YOUR INSTRUCTIONS |
From the entries that follow, gather each line holding the word "screenshot".

## begin INFORMATION PROVIDED

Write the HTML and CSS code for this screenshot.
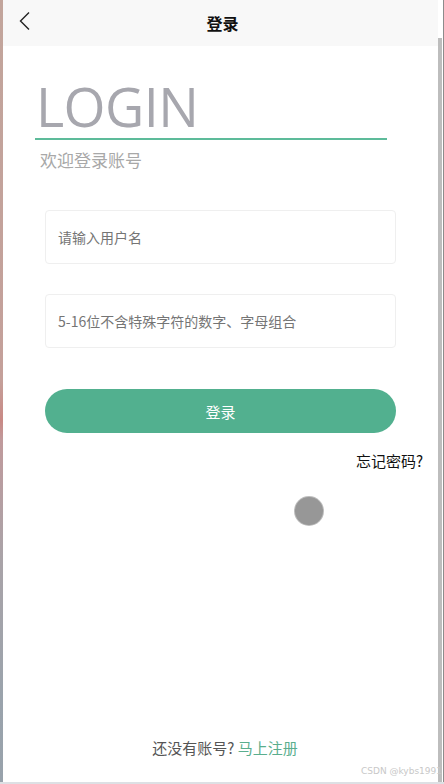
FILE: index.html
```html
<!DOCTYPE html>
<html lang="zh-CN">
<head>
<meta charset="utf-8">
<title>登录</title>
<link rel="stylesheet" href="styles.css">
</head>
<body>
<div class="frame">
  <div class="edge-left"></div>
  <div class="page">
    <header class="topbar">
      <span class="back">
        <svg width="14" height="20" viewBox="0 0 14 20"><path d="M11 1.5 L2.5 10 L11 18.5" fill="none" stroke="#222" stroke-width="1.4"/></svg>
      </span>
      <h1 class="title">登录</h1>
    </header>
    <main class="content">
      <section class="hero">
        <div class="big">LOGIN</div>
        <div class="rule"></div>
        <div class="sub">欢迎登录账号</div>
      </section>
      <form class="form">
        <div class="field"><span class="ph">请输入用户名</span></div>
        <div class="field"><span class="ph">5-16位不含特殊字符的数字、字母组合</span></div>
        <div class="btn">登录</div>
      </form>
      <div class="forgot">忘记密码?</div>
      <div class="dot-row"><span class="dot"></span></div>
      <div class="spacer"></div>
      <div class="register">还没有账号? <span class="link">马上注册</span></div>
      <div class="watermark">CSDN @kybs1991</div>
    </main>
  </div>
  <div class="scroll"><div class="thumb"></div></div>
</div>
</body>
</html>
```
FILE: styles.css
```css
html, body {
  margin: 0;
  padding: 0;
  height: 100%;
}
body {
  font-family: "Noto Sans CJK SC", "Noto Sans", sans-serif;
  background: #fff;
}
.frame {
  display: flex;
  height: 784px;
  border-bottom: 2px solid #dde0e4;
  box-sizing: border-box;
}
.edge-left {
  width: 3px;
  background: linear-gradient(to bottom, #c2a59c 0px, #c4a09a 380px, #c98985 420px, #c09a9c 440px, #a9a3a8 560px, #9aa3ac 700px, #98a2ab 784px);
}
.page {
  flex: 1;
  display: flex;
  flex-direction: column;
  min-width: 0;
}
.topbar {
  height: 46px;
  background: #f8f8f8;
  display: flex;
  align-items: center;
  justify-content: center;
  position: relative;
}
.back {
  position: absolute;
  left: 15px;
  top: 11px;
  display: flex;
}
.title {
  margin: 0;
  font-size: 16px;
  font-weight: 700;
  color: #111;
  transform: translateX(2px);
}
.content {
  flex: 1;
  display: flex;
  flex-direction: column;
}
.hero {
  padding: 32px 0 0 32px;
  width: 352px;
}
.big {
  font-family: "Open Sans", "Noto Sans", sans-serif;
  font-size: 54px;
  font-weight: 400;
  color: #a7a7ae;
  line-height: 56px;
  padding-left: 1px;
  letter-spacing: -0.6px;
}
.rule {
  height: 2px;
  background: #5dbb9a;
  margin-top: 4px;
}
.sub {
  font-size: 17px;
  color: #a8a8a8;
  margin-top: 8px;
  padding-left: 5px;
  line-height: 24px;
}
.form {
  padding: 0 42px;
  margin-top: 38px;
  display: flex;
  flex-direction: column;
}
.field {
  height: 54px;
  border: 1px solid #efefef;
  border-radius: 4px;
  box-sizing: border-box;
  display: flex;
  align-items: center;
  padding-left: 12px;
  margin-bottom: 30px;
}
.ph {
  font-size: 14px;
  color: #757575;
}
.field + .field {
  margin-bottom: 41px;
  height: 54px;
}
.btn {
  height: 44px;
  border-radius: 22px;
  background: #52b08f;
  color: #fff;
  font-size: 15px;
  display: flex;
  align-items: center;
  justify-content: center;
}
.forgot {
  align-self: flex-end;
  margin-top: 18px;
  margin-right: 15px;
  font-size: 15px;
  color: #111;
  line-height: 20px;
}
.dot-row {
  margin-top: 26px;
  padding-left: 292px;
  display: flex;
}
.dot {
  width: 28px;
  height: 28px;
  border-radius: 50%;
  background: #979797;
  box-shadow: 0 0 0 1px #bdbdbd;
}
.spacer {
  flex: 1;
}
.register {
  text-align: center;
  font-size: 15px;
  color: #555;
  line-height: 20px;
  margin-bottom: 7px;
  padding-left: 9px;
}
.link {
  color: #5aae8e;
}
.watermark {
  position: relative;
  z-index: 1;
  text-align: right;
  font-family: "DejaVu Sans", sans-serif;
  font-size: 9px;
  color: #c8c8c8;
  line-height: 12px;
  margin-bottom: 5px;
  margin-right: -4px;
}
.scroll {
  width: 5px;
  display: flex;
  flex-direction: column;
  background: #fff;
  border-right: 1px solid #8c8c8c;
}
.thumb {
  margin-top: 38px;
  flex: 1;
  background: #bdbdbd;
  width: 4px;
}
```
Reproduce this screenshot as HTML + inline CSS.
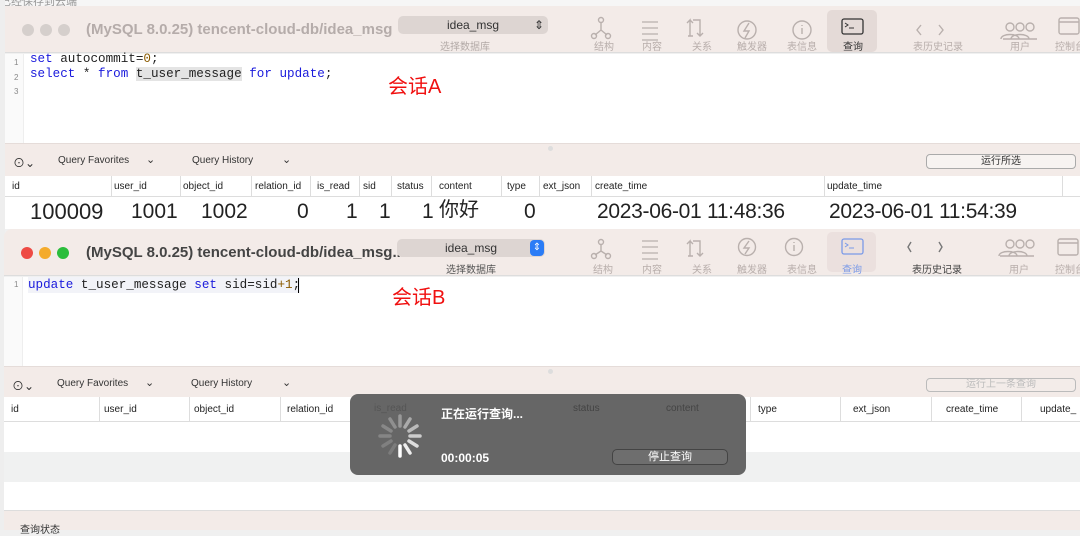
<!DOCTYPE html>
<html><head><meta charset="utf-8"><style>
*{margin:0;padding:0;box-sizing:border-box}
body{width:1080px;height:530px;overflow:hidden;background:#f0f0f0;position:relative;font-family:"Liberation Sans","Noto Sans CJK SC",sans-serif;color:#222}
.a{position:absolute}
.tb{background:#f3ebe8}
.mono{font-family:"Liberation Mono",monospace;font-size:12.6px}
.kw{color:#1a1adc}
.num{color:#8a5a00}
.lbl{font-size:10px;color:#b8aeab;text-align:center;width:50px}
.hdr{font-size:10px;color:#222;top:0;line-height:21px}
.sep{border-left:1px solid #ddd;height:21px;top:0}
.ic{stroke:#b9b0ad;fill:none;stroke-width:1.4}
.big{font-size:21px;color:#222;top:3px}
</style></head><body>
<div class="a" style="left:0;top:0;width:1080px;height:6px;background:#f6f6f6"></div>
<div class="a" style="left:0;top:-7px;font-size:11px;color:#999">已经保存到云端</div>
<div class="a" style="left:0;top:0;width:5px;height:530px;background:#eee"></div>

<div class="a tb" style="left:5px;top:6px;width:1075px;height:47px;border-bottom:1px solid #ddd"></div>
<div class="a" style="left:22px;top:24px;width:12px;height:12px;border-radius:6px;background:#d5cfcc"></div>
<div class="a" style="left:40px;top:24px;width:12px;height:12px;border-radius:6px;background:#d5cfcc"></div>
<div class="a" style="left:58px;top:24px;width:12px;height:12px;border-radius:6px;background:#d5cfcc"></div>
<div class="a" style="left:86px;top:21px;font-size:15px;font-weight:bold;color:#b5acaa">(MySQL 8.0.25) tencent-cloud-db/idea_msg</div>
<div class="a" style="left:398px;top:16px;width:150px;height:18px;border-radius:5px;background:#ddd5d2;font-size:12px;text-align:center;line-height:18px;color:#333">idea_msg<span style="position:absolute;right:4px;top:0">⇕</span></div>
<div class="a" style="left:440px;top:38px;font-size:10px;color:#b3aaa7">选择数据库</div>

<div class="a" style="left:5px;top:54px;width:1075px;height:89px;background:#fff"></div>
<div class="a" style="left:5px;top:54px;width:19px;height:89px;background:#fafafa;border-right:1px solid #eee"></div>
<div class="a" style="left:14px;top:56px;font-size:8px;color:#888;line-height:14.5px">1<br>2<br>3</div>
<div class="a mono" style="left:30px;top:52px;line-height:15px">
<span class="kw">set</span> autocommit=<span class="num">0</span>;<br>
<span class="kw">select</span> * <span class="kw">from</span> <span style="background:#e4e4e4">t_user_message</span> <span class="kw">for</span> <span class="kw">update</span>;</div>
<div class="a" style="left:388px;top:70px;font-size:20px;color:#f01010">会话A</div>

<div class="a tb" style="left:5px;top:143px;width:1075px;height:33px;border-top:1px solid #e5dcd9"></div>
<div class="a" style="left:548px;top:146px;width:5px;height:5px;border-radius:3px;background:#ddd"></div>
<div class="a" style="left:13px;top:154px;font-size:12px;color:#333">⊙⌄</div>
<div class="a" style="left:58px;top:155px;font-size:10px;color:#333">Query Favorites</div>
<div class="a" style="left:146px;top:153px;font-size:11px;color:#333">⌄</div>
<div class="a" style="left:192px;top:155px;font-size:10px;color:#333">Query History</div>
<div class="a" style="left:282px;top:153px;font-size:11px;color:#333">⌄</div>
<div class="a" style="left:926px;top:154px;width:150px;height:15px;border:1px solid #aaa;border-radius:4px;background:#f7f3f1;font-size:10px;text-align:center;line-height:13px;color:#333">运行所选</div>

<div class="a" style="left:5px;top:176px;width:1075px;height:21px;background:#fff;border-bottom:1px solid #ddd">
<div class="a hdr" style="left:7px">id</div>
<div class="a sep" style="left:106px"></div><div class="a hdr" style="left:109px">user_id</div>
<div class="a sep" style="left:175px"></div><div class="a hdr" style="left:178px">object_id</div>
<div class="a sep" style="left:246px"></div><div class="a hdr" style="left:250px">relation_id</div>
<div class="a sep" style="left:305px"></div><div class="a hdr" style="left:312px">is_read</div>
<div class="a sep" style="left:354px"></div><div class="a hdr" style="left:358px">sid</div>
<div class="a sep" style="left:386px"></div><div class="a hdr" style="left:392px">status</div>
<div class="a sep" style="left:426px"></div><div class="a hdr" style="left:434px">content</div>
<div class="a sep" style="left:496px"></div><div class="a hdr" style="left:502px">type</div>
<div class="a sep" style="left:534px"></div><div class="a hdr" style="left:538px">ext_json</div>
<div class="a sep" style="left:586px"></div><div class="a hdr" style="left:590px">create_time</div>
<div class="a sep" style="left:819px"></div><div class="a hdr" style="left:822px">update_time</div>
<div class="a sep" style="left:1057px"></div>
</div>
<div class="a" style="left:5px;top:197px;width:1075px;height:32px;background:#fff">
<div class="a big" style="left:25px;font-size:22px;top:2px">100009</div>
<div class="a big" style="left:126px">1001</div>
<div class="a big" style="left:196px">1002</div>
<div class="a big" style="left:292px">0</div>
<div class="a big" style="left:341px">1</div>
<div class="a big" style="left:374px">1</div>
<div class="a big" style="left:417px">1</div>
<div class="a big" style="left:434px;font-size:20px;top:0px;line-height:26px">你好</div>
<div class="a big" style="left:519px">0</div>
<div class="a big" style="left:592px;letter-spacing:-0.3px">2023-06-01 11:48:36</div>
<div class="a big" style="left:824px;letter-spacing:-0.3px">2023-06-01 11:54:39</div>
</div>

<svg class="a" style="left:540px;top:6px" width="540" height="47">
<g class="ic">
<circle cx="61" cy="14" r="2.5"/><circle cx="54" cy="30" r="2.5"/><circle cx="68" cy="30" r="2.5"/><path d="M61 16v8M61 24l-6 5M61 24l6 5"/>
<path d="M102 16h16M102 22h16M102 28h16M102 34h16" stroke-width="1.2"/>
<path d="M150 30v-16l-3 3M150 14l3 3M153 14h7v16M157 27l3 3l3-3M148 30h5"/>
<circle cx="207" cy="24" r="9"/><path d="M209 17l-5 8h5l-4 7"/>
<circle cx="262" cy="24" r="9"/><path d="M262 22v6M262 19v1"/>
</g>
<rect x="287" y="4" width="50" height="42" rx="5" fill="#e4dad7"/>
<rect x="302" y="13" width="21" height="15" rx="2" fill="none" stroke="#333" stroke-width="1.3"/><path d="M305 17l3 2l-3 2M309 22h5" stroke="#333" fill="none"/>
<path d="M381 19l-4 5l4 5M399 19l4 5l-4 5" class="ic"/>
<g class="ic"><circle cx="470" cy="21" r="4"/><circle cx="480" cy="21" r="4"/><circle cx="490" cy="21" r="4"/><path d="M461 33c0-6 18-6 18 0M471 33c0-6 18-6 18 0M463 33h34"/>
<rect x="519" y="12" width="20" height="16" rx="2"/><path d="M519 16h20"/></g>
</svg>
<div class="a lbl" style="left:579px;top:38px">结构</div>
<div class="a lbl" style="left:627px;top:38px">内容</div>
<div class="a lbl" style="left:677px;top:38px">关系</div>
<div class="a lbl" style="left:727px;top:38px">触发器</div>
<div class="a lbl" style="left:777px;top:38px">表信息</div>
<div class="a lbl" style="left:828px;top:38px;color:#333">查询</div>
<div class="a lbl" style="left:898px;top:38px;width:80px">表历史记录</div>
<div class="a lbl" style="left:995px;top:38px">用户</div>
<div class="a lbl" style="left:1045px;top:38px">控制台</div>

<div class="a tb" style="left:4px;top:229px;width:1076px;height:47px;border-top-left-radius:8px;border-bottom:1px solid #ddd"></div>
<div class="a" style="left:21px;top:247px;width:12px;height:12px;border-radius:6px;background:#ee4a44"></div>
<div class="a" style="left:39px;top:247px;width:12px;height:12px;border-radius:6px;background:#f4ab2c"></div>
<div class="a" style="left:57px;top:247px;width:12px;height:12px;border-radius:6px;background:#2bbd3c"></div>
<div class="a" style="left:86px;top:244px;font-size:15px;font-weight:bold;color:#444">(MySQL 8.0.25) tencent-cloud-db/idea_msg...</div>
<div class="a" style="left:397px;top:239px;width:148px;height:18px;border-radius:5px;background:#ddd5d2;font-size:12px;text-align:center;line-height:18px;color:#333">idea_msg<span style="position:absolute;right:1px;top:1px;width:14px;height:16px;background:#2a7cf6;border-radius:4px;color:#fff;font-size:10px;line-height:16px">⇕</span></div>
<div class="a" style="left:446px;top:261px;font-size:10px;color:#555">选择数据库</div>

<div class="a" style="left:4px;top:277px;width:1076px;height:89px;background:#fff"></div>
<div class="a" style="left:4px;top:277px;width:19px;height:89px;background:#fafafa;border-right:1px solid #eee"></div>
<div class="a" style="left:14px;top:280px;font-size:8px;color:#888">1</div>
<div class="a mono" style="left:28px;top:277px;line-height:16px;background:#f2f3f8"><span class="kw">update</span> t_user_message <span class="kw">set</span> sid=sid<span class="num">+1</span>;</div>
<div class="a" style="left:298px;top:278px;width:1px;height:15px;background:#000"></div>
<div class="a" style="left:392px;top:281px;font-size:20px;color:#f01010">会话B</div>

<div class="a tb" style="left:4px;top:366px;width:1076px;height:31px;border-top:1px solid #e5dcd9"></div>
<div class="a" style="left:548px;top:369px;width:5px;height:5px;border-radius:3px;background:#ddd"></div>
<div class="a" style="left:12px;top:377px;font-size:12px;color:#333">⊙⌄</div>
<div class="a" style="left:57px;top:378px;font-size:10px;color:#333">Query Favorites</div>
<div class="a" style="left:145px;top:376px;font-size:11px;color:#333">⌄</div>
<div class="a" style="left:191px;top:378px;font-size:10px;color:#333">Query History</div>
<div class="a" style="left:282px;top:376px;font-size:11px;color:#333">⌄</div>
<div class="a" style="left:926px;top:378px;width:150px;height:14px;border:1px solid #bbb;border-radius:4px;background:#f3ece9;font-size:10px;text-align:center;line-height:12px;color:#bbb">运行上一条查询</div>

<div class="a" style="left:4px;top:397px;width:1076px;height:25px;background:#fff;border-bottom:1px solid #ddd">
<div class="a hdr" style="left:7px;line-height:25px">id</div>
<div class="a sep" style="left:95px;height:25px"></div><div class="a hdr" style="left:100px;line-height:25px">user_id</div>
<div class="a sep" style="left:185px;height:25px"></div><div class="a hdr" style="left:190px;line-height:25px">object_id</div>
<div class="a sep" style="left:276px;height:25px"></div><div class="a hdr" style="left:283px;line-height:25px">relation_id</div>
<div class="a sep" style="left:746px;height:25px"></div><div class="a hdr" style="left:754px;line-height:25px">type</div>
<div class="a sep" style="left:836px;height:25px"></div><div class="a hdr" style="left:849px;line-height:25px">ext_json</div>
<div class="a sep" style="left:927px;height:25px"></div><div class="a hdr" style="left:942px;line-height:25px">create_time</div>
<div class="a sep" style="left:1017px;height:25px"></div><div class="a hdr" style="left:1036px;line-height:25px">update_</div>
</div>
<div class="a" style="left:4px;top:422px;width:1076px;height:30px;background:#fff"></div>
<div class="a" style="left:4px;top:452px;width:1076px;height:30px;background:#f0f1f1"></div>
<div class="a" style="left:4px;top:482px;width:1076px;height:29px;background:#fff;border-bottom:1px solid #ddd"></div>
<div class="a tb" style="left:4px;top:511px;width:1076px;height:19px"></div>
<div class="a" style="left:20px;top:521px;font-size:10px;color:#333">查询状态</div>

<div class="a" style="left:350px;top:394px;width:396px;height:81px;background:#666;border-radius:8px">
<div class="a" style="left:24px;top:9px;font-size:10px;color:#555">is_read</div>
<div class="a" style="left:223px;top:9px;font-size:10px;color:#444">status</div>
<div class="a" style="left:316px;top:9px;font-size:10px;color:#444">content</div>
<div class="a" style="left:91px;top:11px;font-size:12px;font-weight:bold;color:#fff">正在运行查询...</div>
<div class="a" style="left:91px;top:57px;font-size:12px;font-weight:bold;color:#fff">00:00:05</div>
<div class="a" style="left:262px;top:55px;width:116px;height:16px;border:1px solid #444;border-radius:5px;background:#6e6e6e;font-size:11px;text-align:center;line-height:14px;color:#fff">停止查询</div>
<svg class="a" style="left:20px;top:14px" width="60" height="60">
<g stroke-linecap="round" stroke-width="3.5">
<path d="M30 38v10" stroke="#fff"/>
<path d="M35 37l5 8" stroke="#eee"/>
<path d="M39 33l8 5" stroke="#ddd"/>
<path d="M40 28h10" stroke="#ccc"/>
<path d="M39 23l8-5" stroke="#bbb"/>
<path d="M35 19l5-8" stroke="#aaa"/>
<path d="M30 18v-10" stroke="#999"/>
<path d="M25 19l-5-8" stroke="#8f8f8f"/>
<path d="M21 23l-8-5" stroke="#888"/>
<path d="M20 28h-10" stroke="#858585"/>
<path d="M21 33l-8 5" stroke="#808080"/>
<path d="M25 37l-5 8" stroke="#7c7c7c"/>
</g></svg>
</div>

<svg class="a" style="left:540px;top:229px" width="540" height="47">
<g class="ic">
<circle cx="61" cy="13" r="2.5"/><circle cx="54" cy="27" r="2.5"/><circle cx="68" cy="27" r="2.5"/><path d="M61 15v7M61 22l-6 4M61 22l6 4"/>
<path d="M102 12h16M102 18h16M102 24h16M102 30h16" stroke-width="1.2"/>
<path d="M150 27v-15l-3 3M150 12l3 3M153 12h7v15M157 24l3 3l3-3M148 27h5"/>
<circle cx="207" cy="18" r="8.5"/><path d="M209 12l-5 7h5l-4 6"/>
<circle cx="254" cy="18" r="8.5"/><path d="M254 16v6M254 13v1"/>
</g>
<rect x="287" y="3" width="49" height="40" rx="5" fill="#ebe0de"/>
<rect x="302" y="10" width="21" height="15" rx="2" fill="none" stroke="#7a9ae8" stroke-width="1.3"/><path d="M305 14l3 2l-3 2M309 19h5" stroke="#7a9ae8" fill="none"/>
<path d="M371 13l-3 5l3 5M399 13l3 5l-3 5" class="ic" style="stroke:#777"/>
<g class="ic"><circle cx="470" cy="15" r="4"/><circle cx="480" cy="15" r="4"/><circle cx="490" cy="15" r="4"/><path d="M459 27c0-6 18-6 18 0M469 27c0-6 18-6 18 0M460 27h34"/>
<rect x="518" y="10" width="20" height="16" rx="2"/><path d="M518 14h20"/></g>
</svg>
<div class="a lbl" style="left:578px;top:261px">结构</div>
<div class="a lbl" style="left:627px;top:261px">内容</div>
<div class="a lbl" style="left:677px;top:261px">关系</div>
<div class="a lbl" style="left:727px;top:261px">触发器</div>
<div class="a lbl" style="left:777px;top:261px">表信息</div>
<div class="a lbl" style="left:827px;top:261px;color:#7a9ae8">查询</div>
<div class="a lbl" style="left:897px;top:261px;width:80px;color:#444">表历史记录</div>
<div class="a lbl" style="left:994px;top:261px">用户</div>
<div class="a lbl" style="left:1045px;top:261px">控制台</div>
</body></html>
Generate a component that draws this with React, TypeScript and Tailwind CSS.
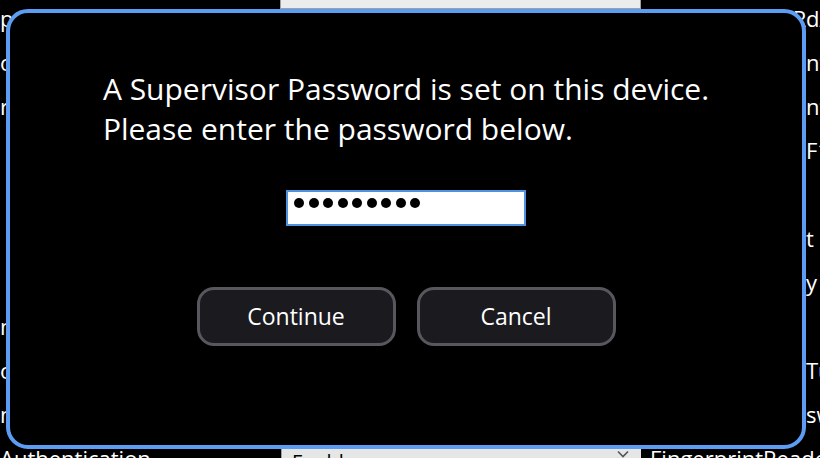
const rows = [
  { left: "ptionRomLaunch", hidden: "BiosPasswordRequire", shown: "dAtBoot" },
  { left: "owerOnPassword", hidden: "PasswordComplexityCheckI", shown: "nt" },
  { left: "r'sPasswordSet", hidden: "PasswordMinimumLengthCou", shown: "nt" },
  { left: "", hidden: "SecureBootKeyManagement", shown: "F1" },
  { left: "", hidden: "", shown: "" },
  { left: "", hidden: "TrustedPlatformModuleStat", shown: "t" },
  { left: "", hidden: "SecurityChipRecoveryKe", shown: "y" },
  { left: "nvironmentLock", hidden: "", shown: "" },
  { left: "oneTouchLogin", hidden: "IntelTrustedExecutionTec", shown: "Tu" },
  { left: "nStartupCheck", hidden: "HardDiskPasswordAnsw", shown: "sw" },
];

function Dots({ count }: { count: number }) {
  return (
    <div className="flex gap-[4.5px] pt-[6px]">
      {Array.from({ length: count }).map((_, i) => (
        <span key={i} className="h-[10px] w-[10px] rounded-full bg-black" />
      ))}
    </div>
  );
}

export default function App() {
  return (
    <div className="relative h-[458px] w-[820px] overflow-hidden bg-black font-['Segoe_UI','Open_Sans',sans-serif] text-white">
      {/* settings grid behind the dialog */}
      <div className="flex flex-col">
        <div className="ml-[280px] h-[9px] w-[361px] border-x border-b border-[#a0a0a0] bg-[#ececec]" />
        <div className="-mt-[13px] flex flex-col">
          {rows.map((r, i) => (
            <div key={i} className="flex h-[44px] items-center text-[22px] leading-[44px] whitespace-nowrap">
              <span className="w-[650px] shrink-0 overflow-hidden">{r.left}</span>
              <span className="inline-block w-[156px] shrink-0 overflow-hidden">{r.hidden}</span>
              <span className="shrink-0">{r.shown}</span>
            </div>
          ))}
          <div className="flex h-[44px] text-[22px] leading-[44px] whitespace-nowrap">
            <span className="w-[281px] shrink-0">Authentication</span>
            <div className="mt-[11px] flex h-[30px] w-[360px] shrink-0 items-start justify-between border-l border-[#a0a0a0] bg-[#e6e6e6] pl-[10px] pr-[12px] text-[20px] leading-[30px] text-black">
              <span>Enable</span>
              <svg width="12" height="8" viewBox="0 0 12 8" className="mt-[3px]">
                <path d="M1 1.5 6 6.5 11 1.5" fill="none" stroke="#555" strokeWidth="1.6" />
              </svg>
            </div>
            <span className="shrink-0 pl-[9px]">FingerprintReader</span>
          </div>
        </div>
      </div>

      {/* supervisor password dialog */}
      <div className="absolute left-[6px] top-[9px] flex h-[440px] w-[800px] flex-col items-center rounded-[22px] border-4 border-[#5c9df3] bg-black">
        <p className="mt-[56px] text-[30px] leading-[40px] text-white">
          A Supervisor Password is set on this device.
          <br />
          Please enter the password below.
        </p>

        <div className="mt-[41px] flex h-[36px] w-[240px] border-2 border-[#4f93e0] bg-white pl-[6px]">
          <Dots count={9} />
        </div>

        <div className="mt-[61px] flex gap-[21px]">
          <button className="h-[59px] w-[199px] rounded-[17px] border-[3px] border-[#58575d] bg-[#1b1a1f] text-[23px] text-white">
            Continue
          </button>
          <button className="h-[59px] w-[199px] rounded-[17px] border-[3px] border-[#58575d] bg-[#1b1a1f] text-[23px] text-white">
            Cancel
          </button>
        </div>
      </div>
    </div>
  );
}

## end INFORMATION PROVIDED

COMPLETE ANSWER |
Write the HTML and CSS code for this screenshot.
Reproduce this screenshot as HTML + inline CSS.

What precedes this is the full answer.